WHAT IS REQUIRED: State how many lines in the listing below include the word "with", and add nothing besides the number.
[start DATA TO USE]
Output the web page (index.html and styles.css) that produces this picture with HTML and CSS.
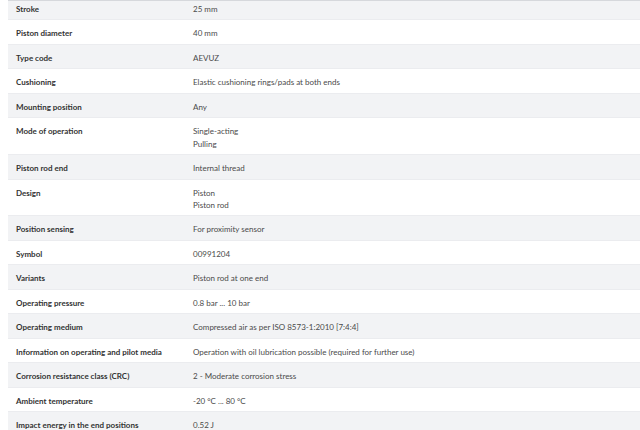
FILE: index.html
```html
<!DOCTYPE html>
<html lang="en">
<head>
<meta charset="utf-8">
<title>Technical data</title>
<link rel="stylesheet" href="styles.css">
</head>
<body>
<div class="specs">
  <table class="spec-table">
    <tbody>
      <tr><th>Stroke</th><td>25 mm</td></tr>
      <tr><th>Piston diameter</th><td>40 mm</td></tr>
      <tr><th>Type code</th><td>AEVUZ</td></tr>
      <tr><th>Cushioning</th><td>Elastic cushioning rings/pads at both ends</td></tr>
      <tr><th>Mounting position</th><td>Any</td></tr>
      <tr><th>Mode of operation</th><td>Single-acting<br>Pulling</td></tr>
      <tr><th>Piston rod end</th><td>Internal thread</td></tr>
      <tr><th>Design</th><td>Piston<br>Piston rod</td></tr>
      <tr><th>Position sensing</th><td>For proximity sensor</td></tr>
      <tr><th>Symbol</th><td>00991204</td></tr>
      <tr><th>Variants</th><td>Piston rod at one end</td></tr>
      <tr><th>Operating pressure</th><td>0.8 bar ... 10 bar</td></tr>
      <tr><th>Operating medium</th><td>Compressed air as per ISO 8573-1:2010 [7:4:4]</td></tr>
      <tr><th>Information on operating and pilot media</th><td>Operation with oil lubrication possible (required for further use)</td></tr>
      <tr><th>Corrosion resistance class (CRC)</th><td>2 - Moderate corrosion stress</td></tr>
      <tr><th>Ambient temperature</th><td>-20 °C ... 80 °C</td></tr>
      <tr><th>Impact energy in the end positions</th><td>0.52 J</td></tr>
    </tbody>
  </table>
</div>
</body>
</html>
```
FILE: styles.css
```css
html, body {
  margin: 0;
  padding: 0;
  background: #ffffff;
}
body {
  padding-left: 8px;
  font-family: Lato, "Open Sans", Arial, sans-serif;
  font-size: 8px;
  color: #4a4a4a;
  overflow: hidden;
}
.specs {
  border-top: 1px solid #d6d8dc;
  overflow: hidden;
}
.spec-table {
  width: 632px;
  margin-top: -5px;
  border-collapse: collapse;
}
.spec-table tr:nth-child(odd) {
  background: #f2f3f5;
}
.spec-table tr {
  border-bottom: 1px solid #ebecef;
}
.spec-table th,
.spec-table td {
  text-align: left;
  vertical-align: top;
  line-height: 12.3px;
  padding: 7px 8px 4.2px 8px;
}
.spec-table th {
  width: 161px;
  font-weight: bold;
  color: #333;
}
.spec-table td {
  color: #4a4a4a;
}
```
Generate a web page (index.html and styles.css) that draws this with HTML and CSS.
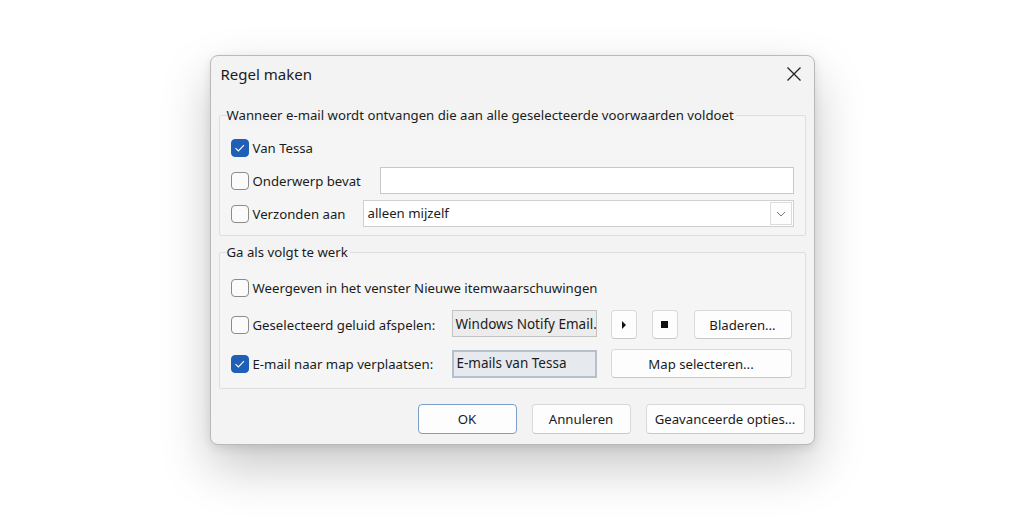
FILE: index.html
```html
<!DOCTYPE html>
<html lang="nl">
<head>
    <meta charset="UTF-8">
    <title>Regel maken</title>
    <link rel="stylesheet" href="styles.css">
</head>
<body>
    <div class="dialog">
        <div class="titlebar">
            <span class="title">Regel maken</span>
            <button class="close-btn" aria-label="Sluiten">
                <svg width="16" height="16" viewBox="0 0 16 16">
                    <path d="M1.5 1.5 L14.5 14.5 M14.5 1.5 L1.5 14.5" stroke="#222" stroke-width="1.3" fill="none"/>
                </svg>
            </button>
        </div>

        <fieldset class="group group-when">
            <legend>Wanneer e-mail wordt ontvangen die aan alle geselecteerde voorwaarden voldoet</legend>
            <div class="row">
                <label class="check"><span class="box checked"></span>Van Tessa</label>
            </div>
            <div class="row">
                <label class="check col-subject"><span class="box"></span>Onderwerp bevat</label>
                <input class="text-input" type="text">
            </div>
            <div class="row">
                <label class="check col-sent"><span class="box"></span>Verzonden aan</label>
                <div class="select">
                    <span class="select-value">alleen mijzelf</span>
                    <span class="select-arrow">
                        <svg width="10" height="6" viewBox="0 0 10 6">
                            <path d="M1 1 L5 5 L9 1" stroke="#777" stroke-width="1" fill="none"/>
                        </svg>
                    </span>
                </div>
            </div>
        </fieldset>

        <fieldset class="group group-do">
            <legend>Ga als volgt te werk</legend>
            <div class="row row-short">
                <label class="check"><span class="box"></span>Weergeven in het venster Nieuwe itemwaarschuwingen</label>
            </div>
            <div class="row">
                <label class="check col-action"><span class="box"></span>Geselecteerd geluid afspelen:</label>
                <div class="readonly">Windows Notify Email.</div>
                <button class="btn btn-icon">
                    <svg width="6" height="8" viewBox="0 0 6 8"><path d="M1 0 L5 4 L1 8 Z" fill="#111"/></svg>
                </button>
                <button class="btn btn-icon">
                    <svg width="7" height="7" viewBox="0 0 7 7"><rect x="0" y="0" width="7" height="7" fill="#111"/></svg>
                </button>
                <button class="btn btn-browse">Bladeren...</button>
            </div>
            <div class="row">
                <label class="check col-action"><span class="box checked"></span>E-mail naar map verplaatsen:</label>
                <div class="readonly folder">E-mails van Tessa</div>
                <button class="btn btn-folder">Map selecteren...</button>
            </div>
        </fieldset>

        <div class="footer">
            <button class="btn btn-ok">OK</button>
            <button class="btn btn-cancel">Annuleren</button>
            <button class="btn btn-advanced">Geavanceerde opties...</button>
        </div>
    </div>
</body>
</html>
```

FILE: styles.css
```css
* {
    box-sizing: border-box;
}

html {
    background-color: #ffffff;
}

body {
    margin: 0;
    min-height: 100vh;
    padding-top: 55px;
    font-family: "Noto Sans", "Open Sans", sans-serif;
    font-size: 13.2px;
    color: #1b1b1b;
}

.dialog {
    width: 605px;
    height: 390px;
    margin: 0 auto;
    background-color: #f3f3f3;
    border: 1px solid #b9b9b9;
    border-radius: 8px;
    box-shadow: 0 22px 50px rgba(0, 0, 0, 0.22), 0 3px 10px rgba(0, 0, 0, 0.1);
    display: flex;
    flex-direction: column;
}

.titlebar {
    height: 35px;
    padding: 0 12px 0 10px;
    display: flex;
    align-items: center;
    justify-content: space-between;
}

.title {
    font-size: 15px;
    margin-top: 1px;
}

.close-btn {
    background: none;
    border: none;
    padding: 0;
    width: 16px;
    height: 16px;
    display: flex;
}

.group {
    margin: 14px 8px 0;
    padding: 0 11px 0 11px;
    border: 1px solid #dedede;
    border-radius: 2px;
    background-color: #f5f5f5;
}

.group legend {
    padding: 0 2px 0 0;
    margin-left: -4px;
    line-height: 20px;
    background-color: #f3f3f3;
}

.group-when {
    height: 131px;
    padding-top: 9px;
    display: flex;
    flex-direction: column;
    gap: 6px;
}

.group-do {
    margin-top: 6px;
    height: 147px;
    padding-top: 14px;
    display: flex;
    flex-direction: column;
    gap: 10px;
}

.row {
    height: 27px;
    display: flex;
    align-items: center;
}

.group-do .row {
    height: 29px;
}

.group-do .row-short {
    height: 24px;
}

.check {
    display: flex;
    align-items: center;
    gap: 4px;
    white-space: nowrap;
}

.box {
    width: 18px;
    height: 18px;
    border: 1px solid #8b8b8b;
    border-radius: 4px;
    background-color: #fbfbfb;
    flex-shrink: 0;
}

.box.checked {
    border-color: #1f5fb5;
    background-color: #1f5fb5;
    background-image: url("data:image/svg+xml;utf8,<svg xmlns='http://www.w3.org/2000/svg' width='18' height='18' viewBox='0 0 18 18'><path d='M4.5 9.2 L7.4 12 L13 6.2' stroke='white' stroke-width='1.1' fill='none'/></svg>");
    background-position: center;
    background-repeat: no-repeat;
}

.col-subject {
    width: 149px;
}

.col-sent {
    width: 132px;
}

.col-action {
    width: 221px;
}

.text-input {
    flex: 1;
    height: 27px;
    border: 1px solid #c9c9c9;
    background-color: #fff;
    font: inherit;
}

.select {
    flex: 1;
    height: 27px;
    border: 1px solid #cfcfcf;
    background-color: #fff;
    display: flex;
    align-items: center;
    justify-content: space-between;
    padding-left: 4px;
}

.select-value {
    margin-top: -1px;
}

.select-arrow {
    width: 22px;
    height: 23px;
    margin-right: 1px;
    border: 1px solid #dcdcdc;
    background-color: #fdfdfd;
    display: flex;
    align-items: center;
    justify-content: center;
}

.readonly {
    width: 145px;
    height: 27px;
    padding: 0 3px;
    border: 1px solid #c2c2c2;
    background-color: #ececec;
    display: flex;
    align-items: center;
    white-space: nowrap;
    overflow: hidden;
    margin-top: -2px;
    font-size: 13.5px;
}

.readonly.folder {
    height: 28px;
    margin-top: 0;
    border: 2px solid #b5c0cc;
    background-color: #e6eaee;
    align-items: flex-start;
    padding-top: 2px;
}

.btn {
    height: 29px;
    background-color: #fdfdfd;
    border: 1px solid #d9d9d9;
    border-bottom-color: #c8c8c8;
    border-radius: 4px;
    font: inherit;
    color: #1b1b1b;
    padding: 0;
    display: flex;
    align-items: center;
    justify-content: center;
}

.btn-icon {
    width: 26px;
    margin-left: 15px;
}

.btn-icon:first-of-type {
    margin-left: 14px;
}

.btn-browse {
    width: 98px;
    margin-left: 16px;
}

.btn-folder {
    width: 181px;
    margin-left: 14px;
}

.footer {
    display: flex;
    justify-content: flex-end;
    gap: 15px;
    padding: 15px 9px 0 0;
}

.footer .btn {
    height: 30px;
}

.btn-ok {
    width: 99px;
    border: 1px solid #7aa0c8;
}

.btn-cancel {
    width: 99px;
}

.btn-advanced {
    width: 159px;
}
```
[end DATA TO USE]
[start DATA TO USE]
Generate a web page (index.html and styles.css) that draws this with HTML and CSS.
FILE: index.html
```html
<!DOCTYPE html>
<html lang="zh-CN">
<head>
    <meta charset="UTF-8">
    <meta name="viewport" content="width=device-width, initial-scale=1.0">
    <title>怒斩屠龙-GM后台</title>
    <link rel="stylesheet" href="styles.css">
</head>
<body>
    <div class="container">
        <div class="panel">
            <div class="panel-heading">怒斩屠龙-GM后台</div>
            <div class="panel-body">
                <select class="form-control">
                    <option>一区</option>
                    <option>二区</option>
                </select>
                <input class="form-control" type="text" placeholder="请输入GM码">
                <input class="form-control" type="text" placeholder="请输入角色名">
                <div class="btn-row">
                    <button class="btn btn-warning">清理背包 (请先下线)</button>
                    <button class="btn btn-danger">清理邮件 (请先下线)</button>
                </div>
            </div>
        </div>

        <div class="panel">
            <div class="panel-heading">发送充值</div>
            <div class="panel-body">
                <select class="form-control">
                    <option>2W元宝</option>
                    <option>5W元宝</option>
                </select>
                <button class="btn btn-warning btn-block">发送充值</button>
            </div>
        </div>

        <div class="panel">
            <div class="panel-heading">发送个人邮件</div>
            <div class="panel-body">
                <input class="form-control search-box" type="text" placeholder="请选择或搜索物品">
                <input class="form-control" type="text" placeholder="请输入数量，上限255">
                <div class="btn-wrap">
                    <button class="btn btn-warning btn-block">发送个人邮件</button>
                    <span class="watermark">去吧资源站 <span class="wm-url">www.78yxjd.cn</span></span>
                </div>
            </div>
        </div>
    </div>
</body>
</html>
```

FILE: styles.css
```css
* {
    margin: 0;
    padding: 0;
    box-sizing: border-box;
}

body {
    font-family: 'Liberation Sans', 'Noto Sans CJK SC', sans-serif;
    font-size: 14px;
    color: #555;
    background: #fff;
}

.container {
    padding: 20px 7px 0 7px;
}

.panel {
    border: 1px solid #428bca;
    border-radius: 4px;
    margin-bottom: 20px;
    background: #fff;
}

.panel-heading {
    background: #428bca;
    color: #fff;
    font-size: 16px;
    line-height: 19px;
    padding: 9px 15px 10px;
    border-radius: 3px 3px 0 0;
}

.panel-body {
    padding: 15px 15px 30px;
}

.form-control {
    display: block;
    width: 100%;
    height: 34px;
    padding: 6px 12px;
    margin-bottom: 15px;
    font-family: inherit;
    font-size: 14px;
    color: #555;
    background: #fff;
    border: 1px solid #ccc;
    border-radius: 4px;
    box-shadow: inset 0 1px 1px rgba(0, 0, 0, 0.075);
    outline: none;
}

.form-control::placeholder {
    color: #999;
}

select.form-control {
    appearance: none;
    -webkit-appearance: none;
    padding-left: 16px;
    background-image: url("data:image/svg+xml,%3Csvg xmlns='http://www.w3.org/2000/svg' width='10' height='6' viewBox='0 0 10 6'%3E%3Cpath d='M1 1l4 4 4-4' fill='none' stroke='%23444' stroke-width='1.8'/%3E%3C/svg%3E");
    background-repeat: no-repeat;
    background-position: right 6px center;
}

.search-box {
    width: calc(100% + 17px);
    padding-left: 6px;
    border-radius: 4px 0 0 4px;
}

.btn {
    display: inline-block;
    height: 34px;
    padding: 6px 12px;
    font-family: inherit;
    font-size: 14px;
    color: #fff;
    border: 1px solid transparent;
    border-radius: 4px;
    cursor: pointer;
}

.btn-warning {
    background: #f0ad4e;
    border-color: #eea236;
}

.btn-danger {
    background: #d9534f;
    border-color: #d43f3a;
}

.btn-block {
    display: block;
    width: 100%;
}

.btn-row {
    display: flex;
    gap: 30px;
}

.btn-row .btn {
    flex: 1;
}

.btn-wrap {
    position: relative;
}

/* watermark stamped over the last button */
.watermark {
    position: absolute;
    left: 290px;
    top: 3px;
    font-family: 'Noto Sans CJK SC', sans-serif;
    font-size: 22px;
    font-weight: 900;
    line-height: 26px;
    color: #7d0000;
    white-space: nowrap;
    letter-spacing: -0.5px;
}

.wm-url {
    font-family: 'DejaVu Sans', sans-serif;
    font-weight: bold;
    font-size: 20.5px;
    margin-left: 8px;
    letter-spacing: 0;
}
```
[end DATA TO USE]
[start DATA TO USE]
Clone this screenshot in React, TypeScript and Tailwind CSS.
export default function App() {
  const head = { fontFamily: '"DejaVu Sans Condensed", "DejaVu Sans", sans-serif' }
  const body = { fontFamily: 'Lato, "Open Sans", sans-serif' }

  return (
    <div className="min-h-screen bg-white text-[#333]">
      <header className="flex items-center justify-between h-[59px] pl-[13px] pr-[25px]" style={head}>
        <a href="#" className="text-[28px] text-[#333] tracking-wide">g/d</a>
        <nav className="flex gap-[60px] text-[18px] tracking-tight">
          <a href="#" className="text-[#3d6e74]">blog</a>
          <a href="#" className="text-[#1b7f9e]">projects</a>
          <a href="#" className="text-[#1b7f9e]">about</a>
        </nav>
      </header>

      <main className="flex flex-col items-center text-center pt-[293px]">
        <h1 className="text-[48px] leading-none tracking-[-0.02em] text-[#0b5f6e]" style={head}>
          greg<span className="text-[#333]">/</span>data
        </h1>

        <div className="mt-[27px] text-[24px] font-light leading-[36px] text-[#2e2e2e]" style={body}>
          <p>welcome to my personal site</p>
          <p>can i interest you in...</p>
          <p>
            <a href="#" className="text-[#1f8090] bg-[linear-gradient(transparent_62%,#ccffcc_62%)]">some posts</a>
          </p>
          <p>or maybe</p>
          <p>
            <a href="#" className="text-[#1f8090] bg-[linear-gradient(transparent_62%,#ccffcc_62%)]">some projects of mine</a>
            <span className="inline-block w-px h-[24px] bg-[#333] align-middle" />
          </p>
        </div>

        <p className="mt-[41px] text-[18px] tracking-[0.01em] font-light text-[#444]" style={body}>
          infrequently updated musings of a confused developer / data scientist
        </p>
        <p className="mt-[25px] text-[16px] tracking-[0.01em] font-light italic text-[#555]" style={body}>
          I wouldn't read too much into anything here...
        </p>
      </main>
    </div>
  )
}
[end DATA TO USE]
RESPONSE FOR THIS EXERCISE: 4